**Task details**
Select, from the material below, each line with "React" in it.

◆ ◆ ◆ ◆ ◆

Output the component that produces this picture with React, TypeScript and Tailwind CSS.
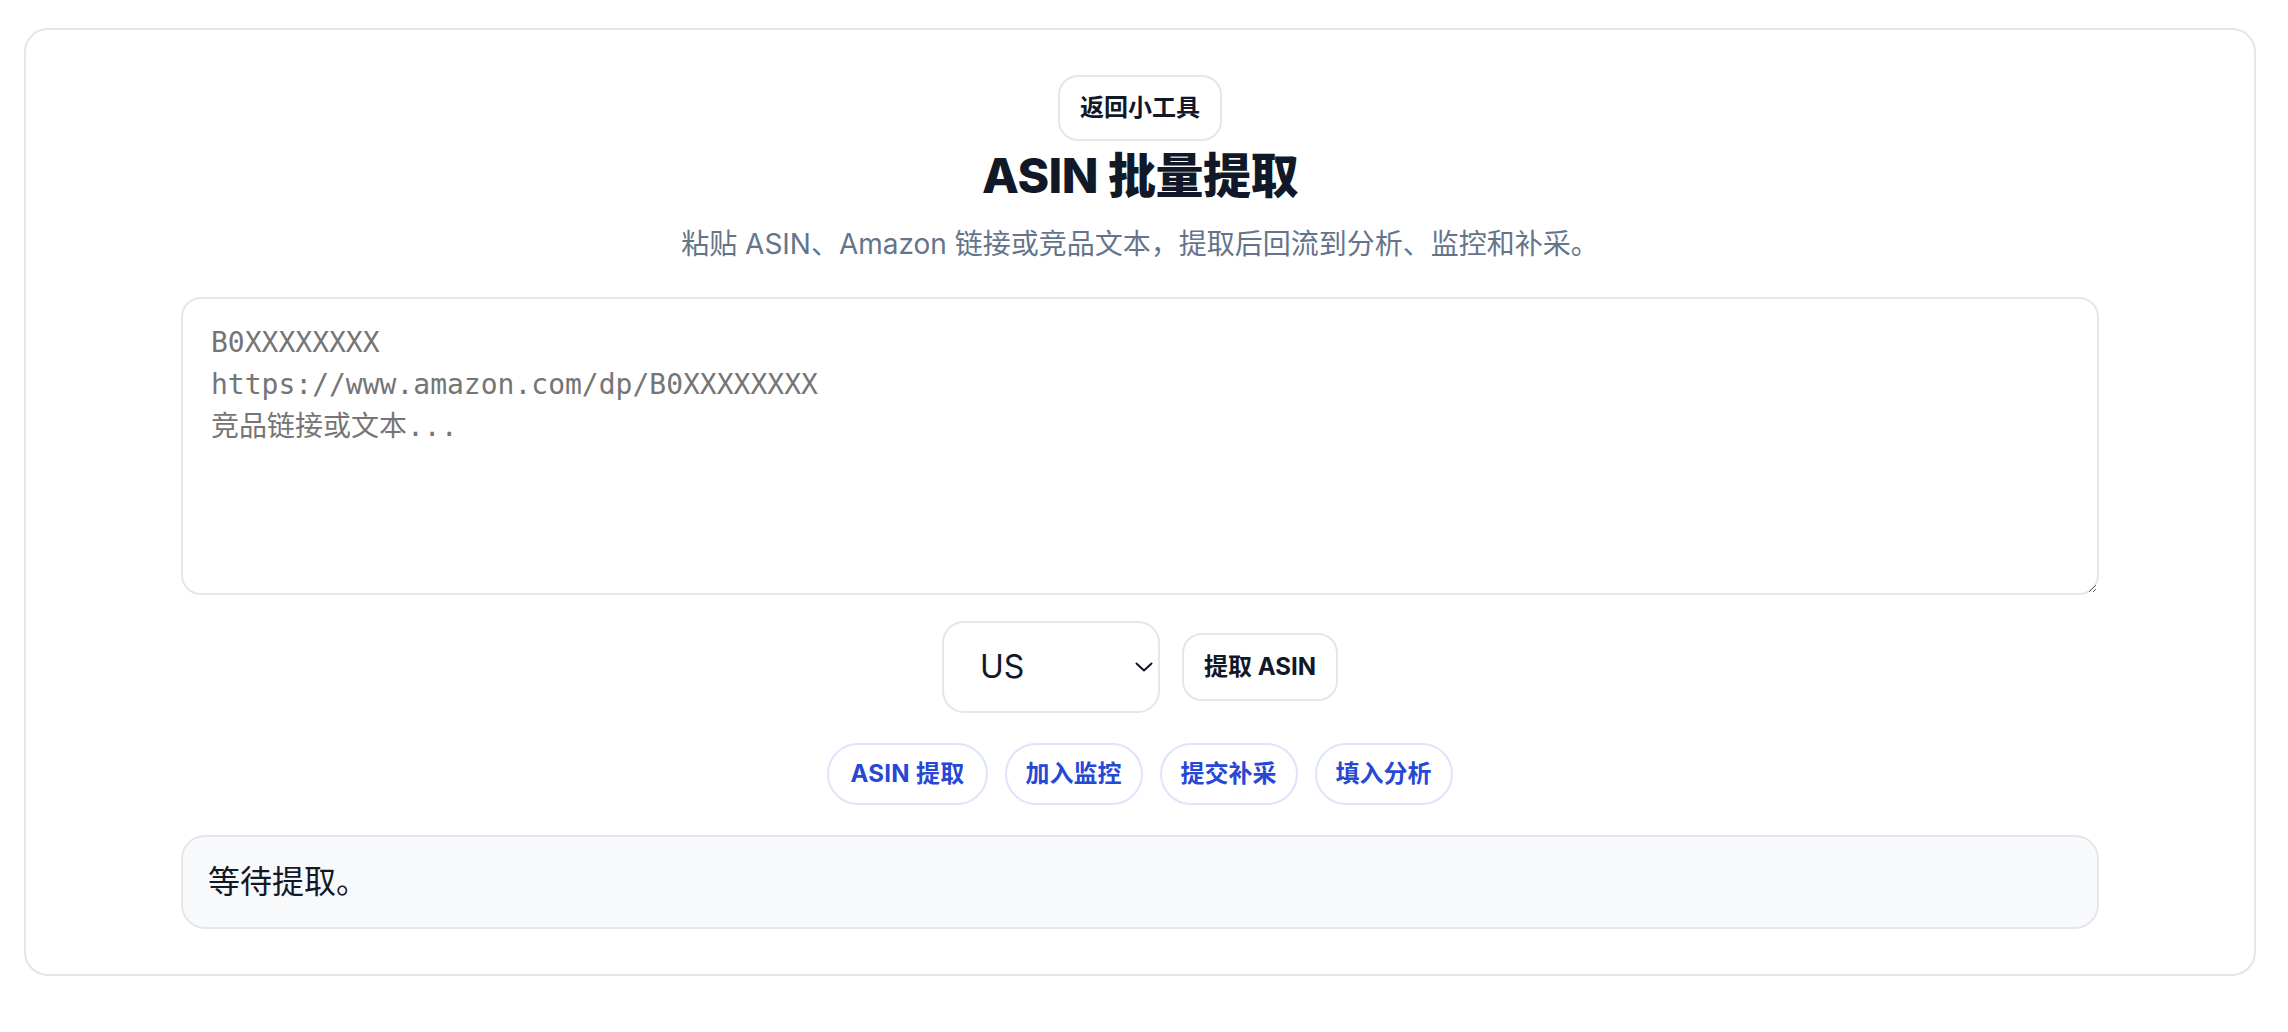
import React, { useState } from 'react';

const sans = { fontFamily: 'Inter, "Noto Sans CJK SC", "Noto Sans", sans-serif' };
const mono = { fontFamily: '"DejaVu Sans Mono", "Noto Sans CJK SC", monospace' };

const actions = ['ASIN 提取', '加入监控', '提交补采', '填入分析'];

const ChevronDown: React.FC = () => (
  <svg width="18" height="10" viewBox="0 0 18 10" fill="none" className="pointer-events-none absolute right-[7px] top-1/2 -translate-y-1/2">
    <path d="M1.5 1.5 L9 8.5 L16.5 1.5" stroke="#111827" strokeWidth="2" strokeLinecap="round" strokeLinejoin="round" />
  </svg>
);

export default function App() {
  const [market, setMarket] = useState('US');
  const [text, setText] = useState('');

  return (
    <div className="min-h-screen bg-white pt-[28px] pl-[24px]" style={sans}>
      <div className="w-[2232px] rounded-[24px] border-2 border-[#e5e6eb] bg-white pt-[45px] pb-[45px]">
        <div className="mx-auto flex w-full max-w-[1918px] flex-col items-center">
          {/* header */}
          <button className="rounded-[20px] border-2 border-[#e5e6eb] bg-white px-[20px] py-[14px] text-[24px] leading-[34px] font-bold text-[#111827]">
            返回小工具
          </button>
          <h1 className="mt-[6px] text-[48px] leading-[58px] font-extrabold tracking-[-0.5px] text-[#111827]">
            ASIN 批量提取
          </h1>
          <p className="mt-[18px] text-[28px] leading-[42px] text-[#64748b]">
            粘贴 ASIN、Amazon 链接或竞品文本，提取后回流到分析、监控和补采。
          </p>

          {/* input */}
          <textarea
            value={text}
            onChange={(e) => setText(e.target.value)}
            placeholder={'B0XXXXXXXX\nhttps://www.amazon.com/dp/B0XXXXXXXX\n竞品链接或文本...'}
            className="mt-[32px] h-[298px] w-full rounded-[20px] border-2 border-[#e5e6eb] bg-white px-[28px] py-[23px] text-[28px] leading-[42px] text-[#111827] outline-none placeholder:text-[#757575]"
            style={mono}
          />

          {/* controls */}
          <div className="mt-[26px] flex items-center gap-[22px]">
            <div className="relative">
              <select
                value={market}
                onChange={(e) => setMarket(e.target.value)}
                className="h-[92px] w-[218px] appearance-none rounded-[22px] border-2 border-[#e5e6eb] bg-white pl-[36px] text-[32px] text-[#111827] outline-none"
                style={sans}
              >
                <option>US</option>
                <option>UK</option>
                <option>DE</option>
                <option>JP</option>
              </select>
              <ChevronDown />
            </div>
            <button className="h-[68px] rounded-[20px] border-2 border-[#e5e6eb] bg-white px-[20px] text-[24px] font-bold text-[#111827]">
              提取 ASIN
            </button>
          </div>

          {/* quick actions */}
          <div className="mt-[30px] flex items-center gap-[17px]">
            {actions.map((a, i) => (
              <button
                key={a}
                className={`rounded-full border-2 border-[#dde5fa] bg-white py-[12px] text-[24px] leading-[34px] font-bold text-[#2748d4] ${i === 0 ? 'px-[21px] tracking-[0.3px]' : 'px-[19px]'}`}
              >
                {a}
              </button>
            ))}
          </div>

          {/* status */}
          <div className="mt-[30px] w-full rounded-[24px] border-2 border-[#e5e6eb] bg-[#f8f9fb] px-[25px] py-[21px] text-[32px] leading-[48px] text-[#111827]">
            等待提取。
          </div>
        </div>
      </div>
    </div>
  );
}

◆ ◆ ◆ ◆ ◆

**Full response**
Output the component that produces this picture with React, TypeScript and Tailwind CSS.
import React, { useState } from 'react';
const ChevronDown: React.FC = () => (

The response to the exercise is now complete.